Challenge =
Retype the listing below line for line, but only from the line with "Generate a component" down to the line with "const [value, setValue]", inclusive. Pictures stay out.

Extracted data entries:
------------------------------------------------

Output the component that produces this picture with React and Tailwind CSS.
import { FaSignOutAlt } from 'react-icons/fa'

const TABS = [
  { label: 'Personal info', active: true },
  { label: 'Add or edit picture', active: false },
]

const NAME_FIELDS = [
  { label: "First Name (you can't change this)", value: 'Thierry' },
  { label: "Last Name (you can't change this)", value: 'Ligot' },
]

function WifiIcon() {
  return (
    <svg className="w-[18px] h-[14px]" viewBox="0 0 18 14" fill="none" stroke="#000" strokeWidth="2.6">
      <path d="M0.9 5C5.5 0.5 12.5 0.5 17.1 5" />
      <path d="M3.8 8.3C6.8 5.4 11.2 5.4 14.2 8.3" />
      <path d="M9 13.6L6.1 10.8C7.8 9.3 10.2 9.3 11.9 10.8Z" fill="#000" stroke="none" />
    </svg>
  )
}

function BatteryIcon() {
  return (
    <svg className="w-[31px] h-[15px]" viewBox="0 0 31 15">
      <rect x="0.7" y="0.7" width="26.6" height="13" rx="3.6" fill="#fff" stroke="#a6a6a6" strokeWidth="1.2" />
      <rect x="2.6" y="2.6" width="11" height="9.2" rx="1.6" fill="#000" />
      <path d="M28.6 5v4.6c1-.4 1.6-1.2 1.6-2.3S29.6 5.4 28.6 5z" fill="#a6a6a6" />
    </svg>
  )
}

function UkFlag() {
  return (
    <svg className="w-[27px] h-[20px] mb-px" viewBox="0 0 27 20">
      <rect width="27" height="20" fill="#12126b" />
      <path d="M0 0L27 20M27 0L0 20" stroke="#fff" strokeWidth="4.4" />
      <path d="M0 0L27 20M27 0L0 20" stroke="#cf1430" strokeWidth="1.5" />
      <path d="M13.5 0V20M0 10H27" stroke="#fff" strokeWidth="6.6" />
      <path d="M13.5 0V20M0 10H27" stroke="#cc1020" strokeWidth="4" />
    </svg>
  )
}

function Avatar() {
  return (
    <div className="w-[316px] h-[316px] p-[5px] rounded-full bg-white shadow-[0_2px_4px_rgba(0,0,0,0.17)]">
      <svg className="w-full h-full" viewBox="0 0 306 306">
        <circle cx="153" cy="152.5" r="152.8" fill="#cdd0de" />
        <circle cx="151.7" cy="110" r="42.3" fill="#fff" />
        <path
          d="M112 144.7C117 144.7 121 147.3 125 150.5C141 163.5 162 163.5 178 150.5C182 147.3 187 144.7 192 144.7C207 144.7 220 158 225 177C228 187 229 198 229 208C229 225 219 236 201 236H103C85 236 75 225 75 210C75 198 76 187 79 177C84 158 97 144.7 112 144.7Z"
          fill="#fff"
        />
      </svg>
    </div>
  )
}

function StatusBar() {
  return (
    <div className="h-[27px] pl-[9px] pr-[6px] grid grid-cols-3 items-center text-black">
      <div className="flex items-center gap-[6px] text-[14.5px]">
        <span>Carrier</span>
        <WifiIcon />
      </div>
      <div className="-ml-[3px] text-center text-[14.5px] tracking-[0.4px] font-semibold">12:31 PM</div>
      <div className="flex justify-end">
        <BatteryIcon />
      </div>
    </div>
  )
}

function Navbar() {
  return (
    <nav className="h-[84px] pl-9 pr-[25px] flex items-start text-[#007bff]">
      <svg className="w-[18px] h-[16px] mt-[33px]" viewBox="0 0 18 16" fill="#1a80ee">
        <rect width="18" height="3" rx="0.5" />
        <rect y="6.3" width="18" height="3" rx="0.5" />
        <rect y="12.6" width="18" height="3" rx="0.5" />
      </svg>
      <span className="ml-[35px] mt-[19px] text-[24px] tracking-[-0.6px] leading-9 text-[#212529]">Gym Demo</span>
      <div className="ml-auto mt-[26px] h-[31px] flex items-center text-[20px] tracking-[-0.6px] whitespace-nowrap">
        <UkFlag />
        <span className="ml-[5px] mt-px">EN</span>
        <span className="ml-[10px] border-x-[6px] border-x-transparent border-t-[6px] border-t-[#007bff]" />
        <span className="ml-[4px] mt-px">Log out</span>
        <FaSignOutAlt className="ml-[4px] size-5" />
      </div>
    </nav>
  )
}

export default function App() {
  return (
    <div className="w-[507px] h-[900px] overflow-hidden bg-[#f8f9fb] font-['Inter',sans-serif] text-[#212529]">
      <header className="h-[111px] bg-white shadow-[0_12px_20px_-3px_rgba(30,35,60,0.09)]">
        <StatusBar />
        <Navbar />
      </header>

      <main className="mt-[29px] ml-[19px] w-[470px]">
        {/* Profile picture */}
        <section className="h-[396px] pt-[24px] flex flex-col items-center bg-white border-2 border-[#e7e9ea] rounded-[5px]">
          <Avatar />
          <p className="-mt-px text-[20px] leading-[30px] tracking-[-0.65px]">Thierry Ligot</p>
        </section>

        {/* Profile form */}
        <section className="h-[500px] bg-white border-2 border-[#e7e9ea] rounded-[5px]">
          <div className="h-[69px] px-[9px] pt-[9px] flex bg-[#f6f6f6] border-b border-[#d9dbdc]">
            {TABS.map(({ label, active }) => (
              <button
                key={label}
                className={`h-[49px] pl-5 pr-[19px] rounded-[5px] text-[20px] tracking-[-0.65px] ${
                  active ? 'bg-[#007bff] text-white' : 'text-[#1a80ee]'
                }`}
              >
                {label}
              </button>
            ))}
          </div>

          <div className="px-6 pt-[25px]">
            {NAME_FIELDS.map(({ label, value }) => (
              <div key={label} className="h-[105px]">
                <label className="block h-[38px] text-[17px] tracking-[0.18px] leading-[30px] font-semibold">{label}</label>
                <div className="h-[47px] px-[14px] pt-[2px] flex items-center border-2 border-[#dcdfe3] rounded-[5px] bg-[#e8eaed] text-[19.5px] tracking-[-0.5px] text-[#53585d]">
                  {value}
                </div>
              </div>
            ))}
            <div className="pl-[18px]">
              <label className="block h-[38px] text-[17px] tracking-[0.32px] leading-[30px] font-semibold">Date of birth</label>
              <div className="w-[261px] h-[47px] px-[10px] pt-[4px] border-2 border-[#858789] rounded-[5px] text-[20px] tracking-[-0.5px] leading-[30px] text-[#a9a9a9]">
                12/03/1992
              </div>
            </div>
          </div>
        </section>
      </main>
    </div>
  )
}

------------------------------------------------

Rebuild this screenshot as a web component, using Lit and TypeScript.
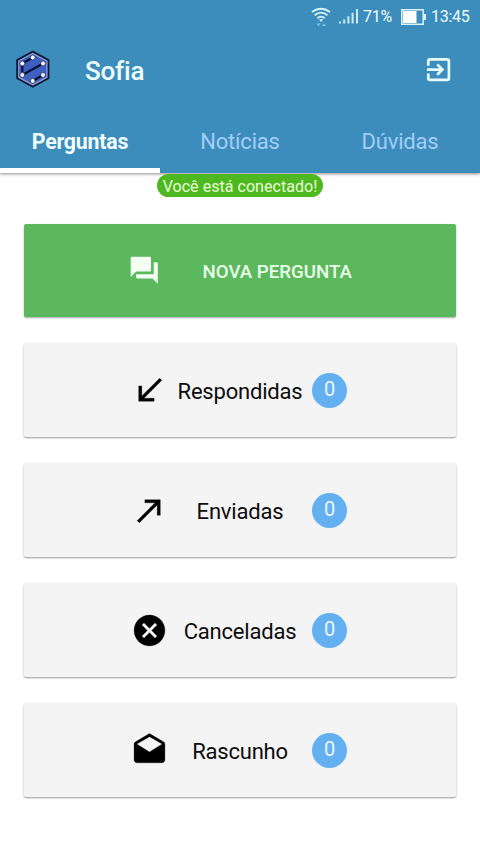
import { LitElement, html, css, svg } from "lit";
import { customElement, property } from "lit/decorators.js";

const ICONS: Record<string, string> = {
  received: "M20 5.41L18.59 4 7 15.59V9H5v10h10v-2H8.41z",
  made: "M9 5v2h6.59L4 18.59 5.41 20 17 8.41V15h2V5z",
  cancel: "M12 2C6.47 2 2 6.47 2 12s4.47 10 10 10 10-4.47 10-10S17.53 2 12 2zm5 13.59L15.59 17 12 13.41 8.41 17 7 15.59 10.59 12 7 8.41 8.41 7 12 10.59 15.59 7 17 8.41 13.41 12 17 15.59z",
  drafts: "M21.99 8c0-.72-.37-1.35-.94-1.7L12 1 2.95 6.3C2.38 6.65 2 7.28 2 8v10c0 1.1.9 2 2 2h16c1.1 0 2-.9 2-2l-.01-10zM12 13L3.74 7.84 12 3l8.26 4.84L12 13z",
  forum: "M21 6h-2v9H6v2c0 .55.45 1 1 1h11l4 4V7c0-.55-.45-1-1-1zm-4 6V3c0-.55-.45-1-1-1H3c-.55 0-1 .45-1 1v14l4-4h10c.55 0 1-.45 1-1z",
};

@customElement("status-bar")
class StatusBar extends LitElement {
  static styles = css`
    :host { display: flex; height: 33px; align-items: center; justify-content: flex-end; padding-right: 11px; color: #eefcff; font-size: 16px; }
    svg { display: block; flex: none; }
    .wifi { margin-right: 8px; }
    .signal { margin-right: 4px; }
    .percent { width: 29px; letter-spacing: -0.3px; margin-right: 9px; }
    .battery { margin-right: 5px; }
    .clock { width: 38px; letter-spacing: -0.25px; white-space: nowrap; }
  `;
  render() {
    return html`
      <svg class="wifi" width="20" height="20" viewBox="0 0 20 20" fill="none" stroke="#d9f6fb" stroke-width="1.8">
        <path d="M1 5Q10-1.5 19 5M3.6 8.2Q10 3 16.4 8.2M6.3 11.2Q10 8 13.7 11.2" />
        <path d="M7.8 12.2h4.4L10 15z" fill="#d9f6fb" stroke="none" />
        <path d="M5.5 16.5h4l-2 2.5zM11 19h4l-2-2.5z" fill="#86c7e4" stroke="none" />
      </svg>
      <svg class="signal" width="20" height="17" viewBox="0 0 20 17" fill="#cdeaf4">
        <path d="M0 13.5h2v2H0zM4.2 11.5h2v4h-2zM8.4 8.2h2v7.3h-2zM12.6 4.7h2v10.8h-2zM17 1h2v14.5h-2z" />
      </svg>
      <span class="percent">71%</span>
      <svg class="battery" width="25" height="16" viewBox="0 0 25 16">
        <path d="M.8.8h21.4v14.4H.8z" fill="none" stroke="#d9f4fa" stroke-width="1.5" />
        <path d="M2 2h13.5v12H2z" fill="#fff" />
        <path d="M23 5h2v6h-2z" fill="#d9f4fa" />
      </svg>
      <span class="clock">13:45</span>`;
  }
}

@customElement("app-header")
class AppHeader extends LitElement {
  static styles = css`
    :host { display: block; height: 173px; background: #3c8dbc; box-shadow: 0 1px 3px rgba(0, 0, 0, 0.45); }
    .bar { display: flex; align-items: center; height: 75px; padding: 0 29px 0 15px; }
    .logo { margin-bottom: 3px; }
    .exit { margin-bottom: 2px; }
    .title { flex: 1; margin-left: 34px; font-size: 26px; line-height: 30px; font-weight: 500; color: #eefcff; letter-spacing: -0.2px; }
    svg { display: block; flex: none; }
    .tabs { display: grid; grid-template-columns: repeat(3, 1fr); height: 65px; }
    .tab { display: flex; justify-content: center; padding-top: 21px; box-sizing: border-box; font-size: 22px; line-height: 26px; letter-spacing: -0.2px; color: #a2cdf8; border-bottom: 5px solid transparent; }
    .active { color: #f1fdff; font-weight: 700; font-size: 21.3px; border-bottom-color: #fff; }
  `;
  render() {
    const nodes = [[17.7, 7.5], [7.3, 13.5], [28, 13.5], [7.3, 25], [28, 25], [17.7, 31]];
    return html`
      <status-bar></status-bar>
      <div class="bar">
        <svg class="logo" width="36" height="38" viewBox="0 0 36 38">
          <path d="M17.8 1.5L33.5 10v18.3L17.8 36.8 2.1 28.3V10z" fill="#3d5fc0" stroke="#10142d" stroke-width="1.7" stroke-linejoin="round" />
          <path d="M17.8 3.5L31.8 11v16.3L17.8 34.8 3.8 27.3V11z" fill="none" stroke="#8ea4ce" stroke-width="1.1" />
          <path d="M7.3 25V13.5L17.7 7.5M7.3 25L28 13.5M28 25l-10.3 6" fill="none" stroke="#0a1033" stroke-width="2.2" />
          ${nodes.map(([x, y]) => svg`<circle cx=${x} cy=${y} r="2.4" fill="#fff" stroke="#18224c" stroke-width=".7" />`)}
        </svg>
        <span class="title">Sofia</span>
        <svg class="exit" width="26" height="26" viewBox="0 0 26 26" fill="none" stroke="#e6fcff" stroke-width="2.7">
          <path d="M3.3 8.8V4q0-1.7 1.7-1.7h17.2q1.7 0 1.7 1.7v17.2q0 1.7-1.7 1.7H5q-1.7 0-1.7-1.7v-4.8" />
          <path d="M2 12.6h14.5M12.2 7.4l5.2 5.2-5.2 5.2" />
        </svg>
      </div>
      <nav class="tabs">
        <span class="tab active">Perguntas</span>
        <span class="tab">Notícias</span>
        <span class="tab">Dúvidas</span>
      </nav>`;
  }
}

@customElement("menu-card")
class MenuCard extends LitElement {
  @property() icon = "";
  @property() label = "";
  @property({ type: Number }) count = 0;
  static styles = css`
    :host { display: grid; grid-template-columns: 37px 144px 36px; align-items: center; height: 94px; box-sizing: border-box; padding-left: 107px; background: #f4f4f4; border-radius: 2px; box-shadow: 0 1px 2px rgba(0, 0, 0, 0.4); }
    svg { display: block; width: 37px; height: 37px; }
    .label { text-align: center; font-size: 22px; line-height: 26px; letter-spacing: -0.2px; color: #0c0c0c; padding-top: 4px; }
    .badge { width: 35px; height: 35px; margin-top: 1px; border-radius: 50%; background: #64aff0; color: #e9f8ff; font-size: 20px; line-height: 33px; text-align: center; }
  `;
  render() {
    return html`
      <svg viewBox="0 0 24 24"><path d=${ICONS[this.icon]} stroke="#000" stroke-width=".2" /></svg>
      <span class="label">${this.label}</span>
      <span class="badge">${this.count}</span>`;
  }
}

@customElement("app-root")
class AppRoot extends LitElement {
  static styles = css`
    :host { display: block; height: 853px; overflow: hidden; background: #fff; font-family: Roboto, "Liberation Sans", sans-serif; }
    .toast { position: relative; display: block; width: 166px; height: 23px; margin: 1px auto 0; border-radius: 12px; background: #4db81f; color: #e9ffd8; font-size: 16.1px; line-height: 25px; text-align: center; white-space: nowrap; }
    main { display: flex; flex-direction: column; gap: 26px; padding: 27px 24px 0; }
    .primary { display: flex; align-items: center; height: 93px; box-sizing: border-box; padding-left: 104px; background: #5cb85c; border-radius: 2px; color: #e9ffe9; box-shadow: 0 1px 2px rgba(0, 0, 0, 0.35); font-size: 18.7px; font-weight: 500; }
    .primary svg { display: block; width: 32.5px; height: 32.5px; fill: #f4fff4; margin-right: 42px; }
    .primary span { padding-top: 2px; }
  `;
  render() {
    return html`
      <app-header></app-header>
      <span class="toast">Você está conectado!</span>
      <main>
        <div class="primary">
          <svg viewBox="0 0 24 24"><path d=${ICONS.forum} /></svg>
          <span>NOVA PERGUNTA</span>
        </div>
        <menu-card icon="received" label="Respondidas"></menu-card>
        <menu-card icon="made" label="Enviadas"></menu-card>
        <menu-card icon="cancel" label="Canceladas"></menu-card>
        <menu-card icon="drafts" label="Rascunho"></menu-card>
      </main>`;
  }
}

------------------------------------------------

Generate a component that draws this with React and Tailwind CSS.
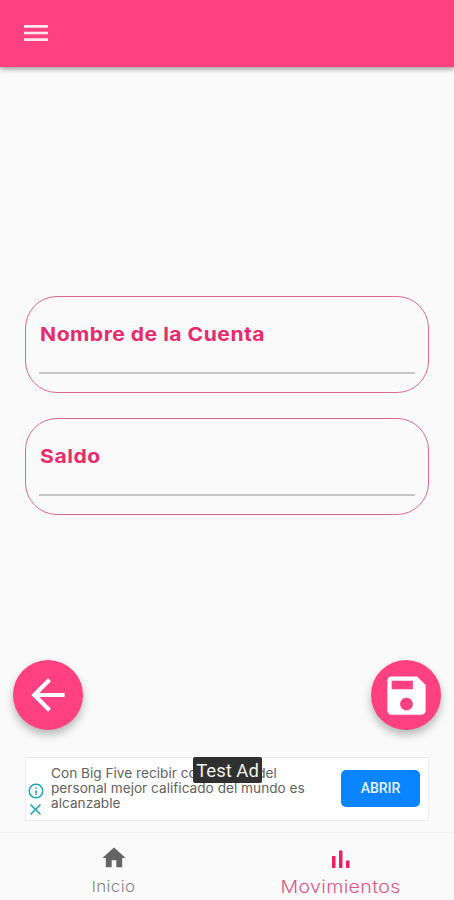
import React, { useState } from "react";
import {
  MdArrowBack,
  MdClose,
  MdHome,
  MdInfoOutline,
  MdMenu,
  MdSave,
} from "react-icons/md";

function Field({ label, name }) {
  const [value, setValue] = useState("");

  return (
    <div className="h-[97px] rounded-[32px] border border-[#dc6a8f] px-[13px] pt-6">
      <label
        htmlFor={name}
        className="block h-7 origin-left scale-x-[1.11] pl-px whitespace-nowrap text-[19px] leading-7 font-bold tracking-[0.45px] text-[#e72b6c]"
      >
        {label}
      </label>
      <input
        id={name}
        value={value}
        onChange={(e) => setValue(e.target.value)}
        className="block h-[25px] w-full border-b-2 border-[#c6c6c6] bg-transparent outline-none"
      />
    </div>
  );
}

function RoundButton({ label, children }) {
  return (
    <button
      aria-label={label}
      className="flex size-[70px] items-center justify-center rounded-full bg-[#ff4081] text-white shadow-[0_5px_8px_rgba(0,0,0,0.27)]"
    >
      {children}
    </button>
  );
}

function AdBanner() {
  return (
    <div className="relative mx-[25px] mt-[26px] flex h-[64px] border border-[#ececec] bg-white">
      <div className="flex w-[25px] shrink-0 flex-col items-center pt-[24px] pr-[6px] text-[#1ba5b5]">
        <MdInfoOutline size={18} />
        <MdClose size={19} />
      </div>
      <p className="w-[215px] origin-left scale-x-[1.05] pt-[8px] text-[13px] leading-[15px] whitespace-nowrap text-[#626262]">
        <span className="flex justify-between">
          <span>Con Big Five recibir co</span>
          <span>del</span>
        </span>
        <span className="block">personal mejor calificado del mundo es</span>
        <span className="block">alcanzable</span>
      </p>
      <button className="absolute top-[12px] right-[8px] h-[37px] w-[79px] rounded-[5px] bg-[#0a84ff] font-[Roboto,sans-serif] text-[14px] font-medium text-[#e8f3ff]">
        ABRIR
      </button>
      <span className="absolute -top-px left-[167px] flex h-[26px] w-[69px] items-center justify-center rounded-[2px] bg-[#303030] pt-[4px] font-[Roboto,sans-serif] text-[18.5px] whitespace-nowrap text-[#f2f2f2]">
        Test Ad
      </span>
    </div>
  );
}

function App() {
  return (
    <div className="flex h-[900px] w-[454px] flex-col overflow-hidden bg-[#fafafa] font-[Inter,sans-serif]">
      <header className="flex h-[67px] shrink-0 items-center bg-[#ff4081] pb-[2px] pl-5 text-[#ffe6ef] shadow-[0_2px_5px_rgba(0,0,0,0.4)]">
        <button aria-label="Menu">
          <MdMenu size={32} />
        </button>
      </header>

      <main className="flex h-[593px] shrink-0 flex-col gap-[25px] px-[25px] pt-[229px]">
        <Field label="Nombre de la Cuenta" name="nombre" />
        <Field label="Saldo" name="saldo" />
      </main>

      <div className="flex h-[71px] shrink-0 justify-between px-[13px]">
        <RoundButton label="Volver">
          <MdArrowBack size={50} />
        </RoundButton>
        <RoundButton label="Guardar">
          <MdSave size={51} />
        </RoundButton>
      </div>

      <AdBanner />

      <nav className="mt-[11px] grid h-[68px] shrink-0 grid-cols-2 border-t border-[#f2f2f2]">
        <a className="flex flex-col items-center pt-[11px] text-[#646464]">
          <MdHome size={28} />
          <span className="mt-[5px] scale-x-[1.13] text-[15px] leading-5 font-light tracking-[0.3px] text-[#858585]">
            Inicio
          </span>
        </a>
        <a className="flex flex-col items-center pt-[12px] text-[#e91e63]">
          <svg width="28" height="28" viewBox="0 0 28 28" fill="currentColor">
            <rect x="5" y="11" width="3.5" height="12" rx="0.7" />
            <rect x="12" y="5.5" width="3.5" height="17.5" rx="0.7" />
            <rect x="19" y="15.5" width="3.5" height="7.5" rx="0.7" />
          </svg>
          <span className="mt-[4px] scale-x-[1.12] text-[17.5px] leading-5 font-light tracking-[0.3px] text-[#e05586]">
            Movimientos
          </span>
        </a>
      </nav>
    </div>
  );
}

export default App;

------------------------------------------------

Response to this exercise =
Generate a component that draws this with React and Tailwind CSS.
import React, { useState } from "react";
import {
  MdArrowBack,
  MdClose,
  MdHome,
  MdInfoOutline,
  MdMenu,
  MdSave,
} from "react-icons/md";

function Field({ label, name }) {
  const [value, setValue] = useState("");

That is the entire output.